Go through the listing and pick out each line with the word "styled" in it.

>> start INFORMATION PROVIDED

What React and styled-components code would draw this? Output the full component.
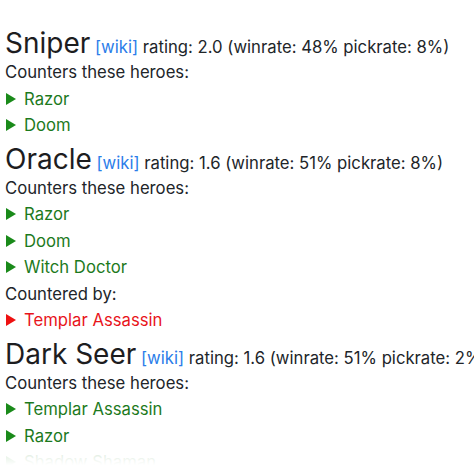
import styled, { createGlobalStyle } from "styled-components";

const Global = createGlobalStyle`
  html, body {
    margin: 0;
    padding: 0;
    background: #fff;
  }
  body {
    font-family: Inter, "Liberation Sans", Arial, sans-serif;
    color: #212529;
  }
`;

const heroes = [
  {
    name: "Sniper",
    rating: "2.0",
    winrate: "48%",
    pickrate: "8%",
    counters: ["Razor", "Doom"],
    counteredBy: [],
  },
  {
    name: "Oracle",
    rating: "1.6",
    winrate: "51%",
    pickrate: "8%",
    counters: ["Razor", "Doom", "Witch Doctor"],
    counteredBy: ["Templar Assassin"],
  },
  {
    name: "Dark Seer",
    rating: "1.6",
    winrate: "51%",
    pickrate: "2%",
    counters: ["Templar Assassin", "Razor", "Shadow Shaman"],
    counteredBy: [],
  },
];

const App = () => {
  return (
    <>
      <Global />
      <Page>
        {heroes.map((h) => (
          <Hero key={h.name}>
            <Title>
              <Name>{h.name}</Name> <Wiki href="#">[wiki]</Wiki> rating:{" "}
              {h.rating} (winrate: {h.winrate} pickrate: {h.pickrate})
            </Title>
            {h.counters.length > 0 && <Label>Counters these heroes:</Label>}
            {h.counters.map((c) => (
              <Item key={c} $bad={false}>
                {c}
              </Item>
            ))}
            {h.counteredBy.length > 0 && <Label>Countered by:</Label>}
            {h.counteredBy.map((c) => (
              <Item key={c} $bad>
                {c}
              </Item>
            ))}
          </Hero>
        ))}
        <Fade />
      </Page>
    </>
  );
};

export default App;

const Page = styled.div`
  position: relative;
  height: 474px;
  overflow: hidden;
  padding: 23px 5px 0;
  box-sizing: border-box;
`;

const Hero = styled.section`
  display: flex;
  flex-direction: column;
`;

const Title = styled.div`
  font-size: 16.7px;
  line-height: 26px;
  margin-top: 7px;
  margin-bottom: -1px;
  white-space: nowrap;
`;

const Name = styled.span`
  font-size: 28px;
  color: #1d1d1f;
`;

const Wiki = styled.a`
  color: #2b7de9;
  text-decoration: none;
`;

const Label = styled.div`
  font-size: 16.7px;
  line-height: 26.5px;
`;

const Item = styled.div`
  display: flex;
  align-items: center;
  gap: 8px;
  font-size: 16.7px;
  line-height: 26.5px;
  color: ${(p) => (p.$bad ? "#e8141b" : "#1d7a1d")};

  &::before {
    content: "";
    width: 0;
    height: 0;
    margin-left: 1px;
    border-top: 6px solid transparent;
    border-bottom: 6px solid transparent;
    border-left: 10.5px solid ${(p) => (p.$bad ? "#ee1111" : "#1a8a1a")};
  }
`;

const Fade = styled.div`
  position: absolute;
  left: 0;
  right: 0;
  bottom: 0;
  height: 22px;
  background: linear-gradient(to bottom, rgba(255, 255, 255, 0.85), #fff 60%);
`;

>> end INFORMATION PROVIDED

## COMPLETE OUTPUT
What React and styled-components code would draw this? Output the full component.
import styled, { createGlobalStyle } from "styled-components";
const Page = styled.div`
const Hero = styled.section`
const Title = styled.div`
const Name = styled.span`
const Wiki = styled.a`
const Label = styled.div`
const Item = styled.div`
const Fade = styled.div`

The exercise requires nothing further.